TO BE DONE. Transcribe the material verbatim in full; the pictures do not belong in the copy.
start DATASET EXCERPT
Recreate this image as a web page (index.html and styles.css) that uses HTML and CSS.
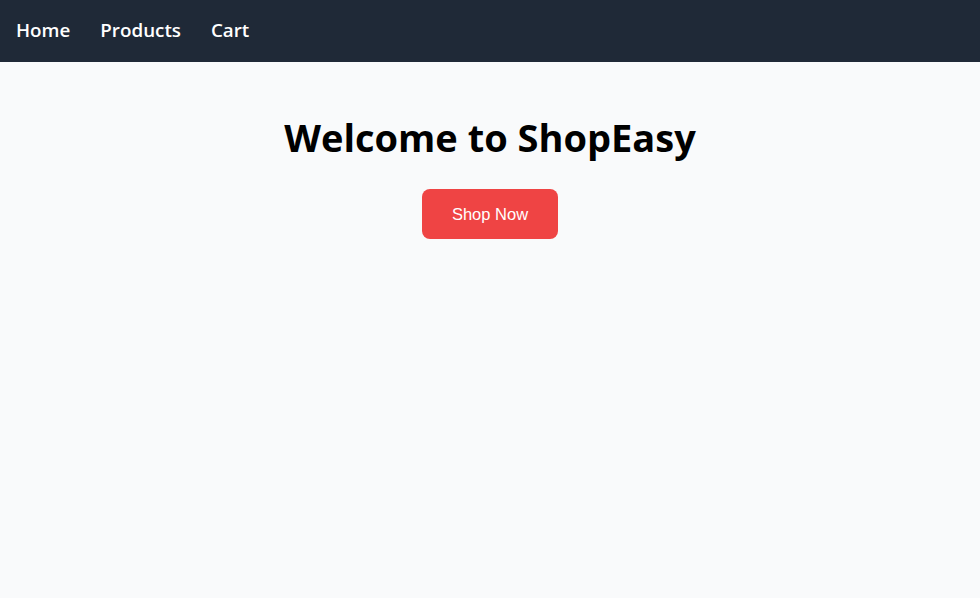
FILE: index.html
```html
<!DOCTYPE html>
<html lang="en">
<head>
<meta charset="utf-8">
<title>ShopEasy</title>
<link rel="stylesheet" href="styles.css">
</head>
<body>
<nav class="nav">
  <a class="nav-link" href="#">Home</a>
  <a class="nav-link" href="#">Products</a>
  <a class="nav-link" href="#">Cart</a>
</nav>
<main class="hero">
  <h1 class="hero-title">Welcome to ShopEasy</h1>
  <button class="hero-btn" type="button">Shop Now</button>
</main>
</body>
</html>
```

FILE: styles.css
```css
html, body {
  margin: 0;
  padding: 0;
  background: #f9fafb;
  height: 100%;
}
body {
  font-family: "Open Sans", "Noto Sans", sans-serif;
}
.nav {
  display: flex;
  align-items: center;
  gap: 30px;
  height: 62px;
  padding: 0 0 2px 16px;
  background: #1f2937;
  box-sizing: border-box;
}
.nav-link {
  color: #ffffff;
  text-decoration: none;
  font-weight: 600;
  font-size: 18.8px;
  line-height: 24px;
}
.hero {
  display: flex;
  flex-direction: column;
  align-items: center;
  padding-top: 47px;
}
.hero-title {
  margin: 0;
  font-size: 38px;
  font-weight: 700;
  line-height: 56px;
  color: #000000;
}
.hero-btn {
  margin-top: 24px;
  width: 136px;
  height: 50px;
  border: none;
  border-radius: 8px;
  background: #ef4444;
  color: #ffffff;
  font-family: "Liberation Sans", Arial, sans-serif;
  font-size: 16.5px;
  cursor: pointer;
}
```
end DATASET EXCERPT
ANSWER FOR THIS EXERCISE.
Recreate this image as a web page (index.html and styles.css) that uses HTML and CSS.
FILE: index.html
```html
<!DOCTYPE html>
<html lang="en">
<head>
<meta charset="utf-8">
<title>ShopEasy</title>
<link rel="stylesheet" href="styles.css">
</head>
<body>
<nav class="nav">
  <a class="nav-link" href="#">Home</a>
  <a class="nav-link" href="#">Products</a>
  <a class="nav-link" href="#">Cart</a>
</nav>
<main class="hero">
  <h1 class="hero-title">Welcome to ShopEasy</h1>
  <button class="hero-btn" type="button">Shop Now</button>
</main>
</body>
</html>
```

FILE: styles.css
```css
html, body {
  margin: 0;
  padding: 0;
  background: #f9fafb;
  height: 100%;
}
body {
  font-family: "Open Sans", "Noto Sans", sans-serif;
}
.nav {
  display: flex;
  align-items: center;
  gap: 30px;
  height: 62px;
  padding: 0 0 2px 16px;
  background: #1f2937;
  box-sizing: border-box;
}
.nav-link {
  color: #ffffff;
  text-decoration: none;
  font-weight: 600;
  font-size: 18.8px;
  line-height: 24px;
}
.hero {
  display: flex;
  flex-direction: column;
  align-items: center;
  padding-top: 47px;
}
.hero-title {
  margin: 0;
  font-size: 38px;
  font-weight: 700;
  line-height: 56px;
  color: #000000;
}
.hero-btn {
  margin-top: 24px;
  width: 136px;
  height: 50px;
  border: none;
  border-radius: 8px;
  background: #ef4444;
  color: #ffffff;
  font-family: "Liberation Sans", Arial, sans-serif;
  font-size: 16.5px;
  cursor: pointer;
}
```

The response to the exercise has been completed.